### RECORDED INFORMATION
+ + + +

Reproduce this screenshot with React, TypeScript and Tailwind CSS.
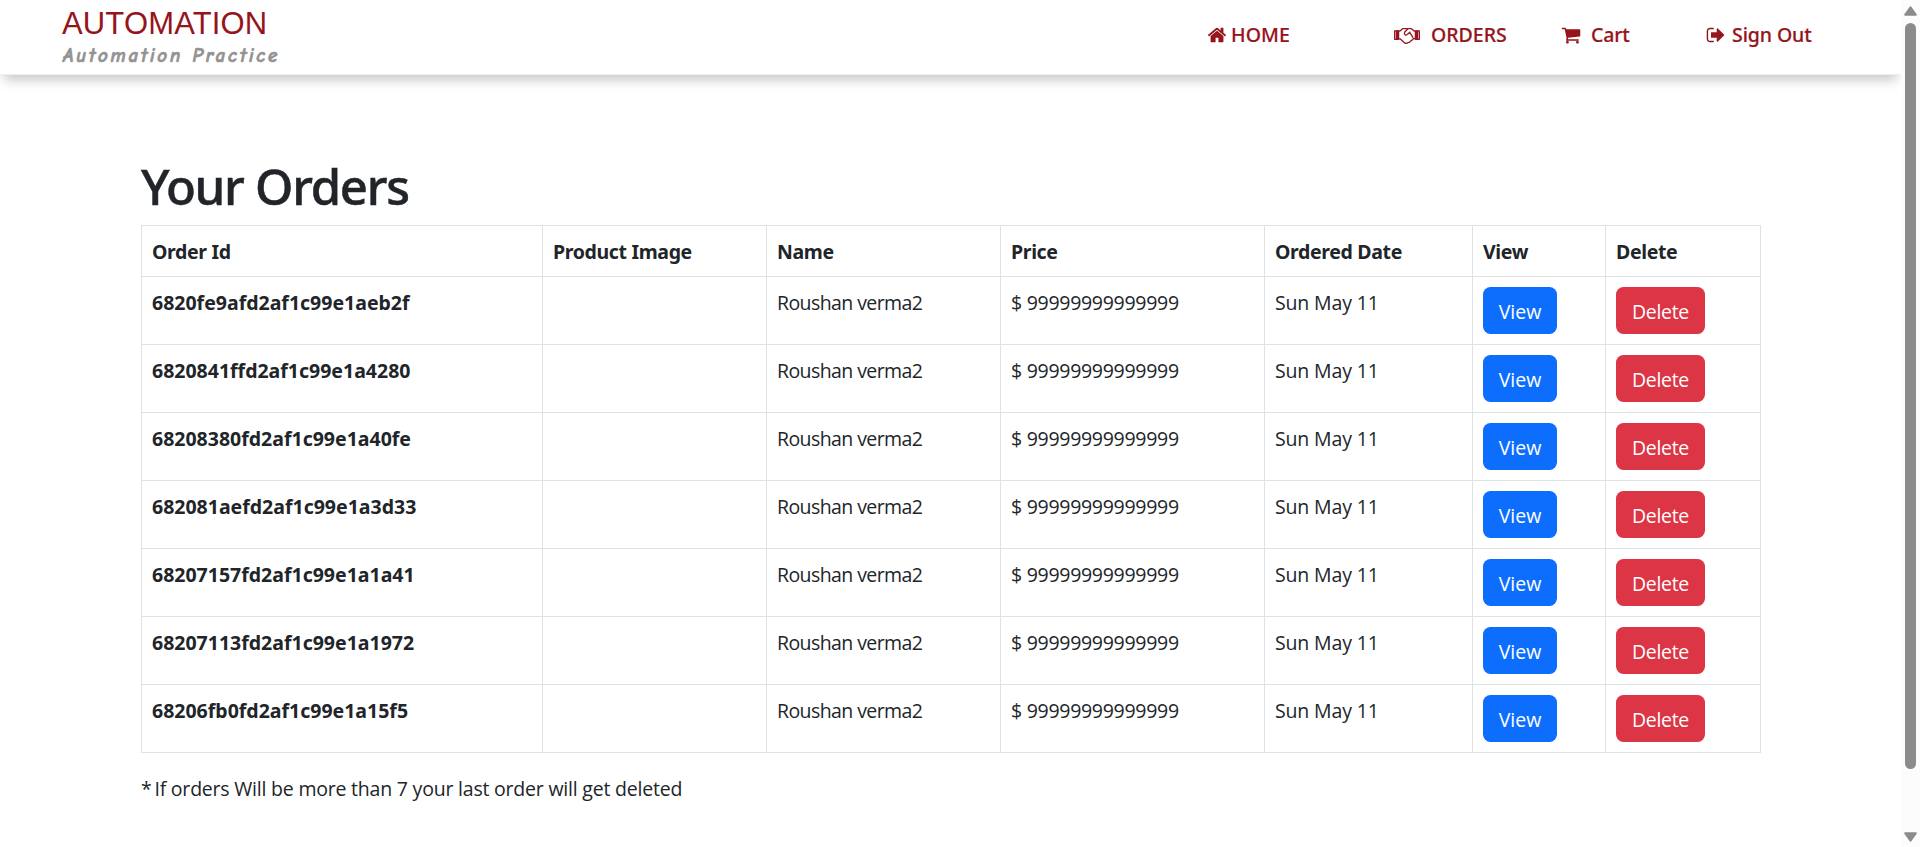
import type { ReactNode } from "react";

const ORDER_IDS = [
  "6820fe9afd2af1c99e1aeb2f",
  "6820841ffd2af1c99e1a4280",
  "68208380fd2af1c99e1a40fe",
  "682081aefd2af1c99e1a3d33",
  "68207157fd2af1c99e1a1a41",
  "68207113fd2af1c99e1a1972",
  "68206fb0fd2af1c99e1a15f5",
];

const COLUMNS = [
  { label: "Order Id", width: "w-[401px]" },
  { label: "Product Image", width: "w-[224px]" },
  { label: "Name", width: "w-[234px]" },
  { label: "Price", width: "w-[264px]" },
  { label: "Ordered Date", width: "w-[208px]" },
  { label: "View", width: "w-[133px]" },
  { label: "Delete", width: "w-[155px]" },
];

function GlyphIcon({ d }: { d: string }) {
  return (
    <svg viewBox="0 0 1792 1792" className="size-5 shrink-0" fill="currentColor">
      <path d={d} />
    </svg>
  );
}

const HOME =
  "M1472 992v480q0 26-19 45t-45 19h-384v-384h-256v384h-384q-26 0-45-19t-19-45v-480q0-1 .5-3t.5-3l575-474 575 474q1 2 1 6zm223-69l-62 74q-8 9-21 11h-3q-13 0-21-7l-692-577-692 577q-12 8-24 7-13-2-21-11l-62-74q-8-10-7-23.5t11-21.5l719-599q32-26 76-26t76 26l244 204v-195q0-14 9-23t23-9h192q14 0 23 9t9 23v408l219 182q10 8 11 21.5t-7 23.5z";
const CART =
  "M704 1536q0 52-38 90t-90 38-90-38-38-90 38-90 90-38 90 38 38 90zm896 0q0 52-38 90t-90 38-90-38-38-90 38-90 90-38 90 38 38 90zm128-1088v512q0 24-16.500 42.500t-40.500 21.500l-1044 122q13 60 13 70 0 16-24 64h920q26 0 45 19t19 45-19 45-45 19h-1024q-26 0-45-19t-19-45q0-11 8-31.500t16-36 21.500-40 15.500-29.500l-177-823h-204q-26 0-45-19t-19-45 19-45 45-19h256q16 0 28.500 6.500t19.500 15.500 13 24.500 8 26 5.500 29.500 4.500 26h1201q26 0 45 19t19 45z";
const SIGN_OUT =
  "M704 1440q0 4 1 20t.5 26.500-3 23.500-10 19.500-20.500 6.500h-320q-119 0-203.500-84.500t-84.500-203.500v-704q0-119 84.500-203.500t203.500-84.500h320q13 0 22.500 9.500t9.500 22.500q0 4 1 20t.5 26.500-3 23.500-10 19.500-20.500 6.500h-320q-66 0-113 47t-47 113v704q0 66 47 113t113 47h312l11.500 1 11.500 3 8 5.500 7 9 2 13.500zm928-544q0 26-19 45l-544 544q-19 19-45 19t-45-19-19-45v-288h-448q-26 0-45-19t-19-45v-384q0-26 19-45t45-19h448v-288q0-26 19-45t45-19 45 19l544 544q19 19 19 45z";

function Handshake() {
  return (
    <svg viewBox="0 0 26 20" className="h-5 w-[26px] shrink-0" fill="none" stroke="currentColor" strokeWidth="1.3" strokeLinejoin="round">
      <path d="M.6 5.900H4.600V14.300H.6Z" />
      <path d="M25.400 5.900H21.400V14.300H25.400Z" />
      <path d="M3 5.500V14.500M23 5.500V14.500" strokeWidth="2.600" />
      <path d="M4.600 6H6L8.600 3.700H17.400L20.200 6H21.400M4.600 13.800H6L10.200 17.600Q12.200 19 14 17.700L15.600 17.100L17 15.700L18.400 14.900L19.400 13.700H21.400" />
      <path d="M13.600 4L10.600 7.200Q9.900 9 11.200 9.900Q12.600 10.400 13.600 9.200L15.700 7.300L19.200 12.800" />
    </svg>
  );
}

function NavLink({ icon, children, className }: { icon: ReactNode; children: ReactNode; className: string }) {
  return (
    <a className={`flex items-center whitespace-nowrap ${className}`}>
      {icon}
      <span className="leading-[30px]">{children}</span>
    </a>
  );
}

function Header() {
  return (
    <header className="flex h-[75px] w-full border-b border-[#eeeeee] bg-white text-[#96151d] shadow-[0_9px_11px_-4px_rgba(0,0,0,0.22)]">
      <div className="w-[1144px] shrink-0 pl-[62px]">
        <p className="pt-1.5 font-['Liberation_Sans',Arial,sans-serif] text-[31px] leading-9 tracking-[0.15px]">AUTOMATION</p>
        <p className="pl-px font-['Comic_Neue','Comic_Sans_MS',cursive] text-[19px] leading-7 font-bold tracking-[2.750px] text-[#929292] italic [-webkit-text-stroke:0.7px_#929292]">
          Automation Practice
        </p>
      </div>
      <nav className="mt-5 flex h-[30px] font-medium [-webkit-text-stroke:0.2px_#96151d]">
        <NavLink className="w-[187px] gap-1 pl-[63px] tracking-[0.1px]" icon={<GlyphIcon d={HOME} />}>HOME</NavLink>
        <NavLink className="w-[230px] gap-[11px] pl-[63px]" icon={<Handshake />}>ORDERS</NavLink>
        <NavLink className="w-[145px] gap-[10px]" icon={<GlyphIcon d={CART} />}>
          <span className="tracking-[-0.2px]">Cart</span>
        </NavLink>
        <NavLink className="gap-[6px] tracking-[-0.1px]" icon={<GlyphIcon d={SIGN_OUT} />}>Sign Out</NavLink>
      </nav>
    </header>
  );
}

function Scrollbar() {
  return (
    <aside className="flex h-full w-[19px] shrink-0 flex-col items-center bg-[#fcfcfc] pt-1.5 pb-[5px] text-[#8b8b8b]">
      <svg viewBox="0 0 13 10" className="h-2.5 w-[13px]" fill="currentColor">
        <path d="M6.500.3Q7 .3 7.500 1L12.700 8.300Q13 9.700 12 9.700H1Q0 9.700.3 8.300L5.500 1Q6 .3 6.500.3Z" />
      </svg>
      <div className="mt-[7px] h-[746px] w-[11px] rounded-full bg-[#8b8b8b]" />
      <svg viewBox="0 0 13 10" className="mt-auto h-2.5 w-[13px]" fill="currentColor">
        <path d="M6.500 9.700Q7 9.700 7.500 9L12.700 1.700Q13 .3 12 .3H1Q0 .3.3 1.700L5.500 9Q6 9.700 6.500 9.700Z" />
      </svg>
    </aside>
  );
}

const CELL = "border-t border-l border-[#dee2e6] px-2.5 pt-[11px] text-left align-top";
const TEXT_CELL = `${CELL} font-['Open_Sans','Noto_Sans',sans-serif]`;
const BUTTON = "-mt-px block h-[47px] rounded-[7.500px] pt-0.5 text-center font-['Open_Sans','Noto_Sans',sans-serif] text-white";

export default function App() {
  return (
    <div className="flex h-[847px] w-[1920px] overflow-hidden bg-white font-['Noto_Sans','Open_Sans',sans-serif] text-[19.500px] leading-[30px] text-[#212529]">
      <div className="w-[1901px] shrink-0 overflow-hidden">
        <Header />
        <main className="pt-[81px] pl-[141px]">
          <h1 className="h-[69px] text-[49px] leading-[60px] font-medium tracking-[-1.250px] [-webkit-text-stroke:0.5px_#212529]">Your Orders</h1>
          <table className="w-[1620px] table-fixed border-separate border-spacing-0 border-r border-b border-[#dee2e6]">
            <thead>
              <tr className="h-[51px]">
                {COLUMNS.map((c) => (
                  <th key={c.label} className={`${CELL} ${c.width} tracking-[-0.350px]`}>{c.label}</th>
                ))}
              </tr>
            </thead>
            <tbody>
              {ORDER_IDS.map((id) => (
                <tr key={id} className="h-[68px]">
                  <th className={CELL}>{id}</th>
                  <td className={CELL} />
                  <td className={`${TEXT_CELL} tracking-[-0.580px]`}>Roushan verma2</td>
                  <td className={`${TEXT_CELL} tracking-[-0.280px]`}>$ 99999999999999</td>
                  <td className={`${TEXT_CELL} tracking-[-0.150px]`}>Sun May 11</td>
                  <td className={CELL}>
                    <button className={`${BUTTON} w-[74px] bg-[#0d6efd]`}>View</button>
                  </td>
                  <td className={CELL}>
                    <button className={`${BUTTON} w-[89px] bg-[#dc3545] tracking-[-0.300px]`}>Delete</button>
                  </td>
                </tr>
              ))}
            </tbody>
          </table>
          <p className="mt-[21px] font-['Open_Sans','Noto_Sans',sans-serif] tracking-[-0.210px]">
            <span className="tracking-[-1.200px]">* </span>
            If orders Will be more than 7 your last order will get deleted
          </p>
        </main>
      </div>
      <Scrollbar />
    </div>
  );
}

+ + + +

### AIM
Pictures stay out. Repeat only the lines from the beginning of the data through the line that has "23.500-10 19.500-20.500 6.500h-320q-119".

### OUTPUT
Reproduce this screenshot with React, TypeScript and Tailwind CSS.
import type { ReactNode } from "react";

const ORDER_IDS = [
  "6820fe9afd2af1c99e1aeb2f",
  "6820841ffd2af1c99e1a4280",
  "68208380fd2af1c99e1a40fe",
  "682081aefd2af1c99e1a3d33",
  "68207157fd2af1c99e1a1a41",
  "68207113fd2af1c99e1a1972",
  "68206fb0fd2af1c99e1a15f5",
];

const COLUMNS = [
  { label: "Order Id", width: "w-[401px]" },
  { label: "Product Image", width: "w-[224px]" },
  { label: "Name", width: "w-[234px]" },
  { label: "Price", width: "w-[264px]" },
  { label: "Ordered Date", width: "w-[208px]" },
  { label: "View", width: "w-[133px]" },
  { label: "Delete", width: "w-[155px]" },
];

function GlyphIcon({ d }: { d: string }) {
  return (
    <svg viewBox="0 0 1792 1792" className="size-5 shrink-0" fill="currentColor">
      <path d={d} />
    </svg>
  );
}

const HOME =
  "M1472 992v480q0 26-19 45t-45 19h-384v-384h-256v384h-384q-26 0-45-19t-19-45v-480q0-1 .5-3t.5-3l575-474 575 474q1 2 1 6zm223-69l-62 74q-8 9-21 11h-3q-13 0-21-7l-692-577-692 577q-12 8-24 7-13-2-21-11l-62-74q-8-10-7-23.5t11-21.5l719-599q32-26 76-26t76 26l244 204v-195q0-14 9-23t23-9h192q14 0 23 9t9 23v408l219 182q10 8 11 21.5t-7 23.5z";
const CART =
  "M704 1536q0 52-38 90t-90 38-90-38-38-90 38-90 90-38 90 38 38 90zm896 0q0 52-38 90t-90 38-90-38-38-90 38-90 90-38 90 38 38 90zm128-1088v512q0 24-16.500 42.500t-40.500 21.500l-1044 122q13 60 13 70 0 16-24 64h920q26 0 45 19t19 45-19 45-45 19h-1024q-26 0-45-19t-19-45q0-11 8-31.500t16-36 21.500-40 15.500-29.500l-177-823h-204q-26 0-45-19t-19-45 19-45 45-19h256q16 0 28.500 6.500t19.500 15.500 13 24.500 8 26 5.500 29.500 4.500 26h1201q26 0 45 19t19 45z";
const SIGN_OUT =
  "M704 1440q0 4 1 20t.5 26.500-3 23.500-10 19.500-20.500 6.500h-320q-119 0-203.500-84.500t-84.500-203.500v-704q0-119 84.500-203.500t203.500-84.500h320q13 0 22.500 9.500t9.500 22.500q0 4 1 20t.5 26.500-3 23.500-10 19.500-20.500 6.500h-320q-66 0-113 47t-47 113v704q0 66 47 113t113 47h312l11.500 1 11.500 3 8 5.500 7 9 2 13.500zm928-544q0 26-19 45l-544 544q-19 19-45 19t-45-19-19-45v-288h-448q-26 0-45-19t-19-45v-384q0-26 19-45t45-19h448v-288q0-26 19-45t45-19 45 19l544 544q19 19 19 45z";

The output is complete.